- Britain, Virginia Location within Virginia Britain, Virginia Location within the United States
- Coordinates: 39°15′10″N 77°41′49″W﻿ / ﻿39.25278°N 77.69694°W
- Country: United States
- State: Virginia
- County: Loudoun
- Time zone: UTC−5 (Eastern (EST))
- • Summer (DST): UTC−4 (EDT)

= Britain, Virginia =

Unincorporated community in Virginia, United States

Britain is an unincorporated community village in Loudoun County, Virginia, United States lying along Milltown Creek. It is located on the eastern flanks of Short Hill Mountain along Mountain Road (VA Route 690) at its junction with Britain Road. The area was the site of a growing African American community in the mid to late 19th century, before most of the residents left for Maryland in the 1920s.

==History==
Originally known as Guinea, the village of Britain—named after Michigan senator Calvin Britain—became the place of settlement for a free African American community in the mid 19th century.
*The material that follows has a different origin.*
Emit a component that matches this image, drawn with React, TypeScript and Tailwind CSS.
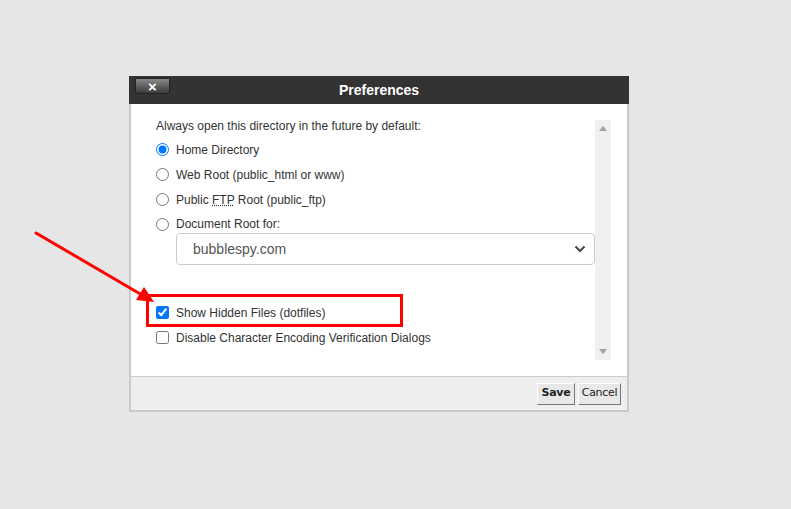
import React from 'react'

const Radio: React.FC<{ label: React.ReactNode; checked?: boolean; className?: string }> = ({ label, checked, className }) => (
    <label className={`flex items-center h-[25px] ${className ?? ''}`}>
        <input type="radio" name="dir" defaultChecked={checked} className="w-[13px] h-[13px] m-0" />
        <span className="ml-[7px]">{label}</span>
    </label>
)

const Check: React.FC<{ label: string; checked?: boolean }> = ({ label, checked }) => (
    <label className="flex items-center h-[25px]">
        <input type="checkbox" defaultChecked={checked} className="w-[13px] h-[13px] m-0" />
        <span className="ml-[7px]">{label}</span>
    </label>
)

const App: React.FC = () => {
    return (
        <div className="relative w-[791px] h-[509px] bg-[#e6e6e6] overflow-hidden" style={{ fontFamily: '"Liberation Sans", Arial, sans-serif' }}>
            <div className="pt-[76px] pl-[129px]">
                <div className="w-[500px]">
                    {/* Header */}
                    <div className="relative h-[28px] bg-[#333333] flex items-center justify-center">
                        <button className="absolute left-[6px] top-[2px] w-[35px] h-[16px] rounded-b-[3px] border border-[#222] bg-gradient-to-b from-[#8a8a8a] to-[#3c3c3c] flex items-center justify-center text-white font-bold text-[15px] leading-none">
                            ×
                        </button>
                        <h1 className="text-white font-bold text-[14px]">Preferences</h1>
                    </div>

                    {/* Body */}
                    <div className="border-x-2 border-b-2 border-[#cacaca]">
                        <div className="bg-white h-[272px] flex">
                            <div className="flex-1 pl-[25px] pt-[14px] text-[12px] text-[#333]">
                                <p className="leading-[16px] h-[19px]">Always open this directory in the future by default:</p>
                                <Radio label="Home Directory" checked />
                                <Radio label="Web Root (public_html or www)" />
                                <Radio
                                    label={
                                        <>
                                            Public <abbr className="underline decoration-dotted" title="File Transfer Protocol">FTP</abbr> Root (public_ftp)
                                        </>
                                    }
                                />
                                <Radio label="Document Root for:" className="!h-[18px] mt-[3px]" />
                                <div className="ml-[20px] w-[419px] h-[32px] border border-[#ccc] rounded-[4px] flex items-center justify-between pl-[16px] pr-[8px] text-[14px] text-[#555]">
                                    <span>bubblespy.com</span>
                                    <svg width="12" height="8" viewBox="0 0 12 8" fill="none" stroke="#444" strokeWidth="2">
                                        <path d="M1.5 1.5 L6 6 L10.5 1.5" />
                                    </svg>
                                </div>
                                <div className="mt-[35px]">
                                    <Check label="Show Hidden Files (dotfiles)" checked />
                                    <Check label="Disable Character Encoding Verification Dialogs" />
                                </div>
                            </div>
                            {/* Scrollbar */}
                            <div className="w-[16px] mt-[16px] mb-[16px] mr-[16px] bg-[#f0f0f0] flex flex-col items-center justify-between py-[6px]">
                                <svg width="8" height="5" viewBox="0 0 8 5"><path d="M0 5 L4 0 L8 5 Z" fill="#a3a3a3" /></svg>
                                <svg width="8" height="5" viewBox="0 0 8 5"><path d="M0 0 L4 5 L8 0 Z" fill="#a3a3a3" /></svg>
                            </div>
                        </div>
                        {/* Footer */}
                        <div className="border-t border-[#cccccc] bg-[#eeeeee] h-[34px] flex items-center justify-end gap-[3px] pr-[6px]" style={{ fontFamily: '"DejaVu Sans", Tahoma, sans-serif' }}>
                            <button className="h-[22px] w-[38px] bg-[#e8e8e8] border border-t-white border-l-white border-r-[#777] border-b-[#777] text-[11px] font-bold text-[#222] tracking-[-0.3px]">Save</button>
                            <button className="h-[22px] w-[43px] bg-[#e8e8e8] border border-t-white border-l-white border-r-[#777] border-b-[#777] text-[11px] text-[#222] tracking-[-0.3px]">Cancel</button>
                        </div>
                    </div>
                </div>
            </div>

            {/* Annotation: highlight box */}
            <div className="absolute left-[146px] top-[294px] w-[257px] h-[33px] border-[3px] border-[#ff0000] pointer-events-none" />

            {/* Annotation: arrow */}
            <svg className="absolute inset-0 pointer-events-none" width="791" height="509" viewBox="0 0 791 509">
                <line x1="36" y1="233" x2="142" y2="295" stroke="#ff0000" strokeWidth="3" strokeLinecap="round" />
                <path d="M154 302 L136 300 L144 287 Z" fill="#ff0000" />
            </svg>
        </div>
    )
}

export default App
Mount Sinai Free Baptist Church was established here in 1883 and served as a public school and gathering place for the community, until services ended in the 1920s. Unlike most of the black settlements in Loudoun County, Britain had a post office in operation. Its African American residents began to move elsewhere in the early 19th century with the last black families leaving Britain in the 1920s.